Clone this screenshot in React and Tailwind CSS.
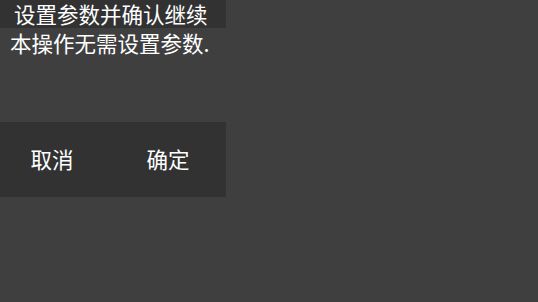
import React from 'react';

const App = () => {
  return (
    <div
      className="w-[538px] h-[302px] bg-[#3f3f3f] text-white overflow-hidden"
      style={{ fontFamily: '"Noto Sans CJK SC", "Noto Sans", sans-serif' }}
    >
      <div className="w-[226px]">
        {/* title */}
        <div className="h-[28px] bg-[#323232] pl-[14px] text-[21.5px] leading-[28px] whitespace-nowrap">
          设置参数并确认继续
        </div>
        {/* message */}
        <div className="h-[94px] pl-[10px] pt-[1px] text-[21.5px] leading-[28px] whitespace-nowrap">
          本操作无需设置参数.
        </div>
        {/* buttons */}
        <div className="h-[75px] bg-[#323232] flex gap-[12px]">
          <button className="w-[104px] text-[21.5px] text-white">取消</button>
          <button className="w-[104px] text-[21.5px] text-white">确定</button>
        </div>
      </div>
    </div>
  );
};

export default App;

Task statement |
From the listing above, copy out each line where the word "React" appears.

Solved problem |
Clone this screenshot in React and Tailwind CSS.
import React from 'react';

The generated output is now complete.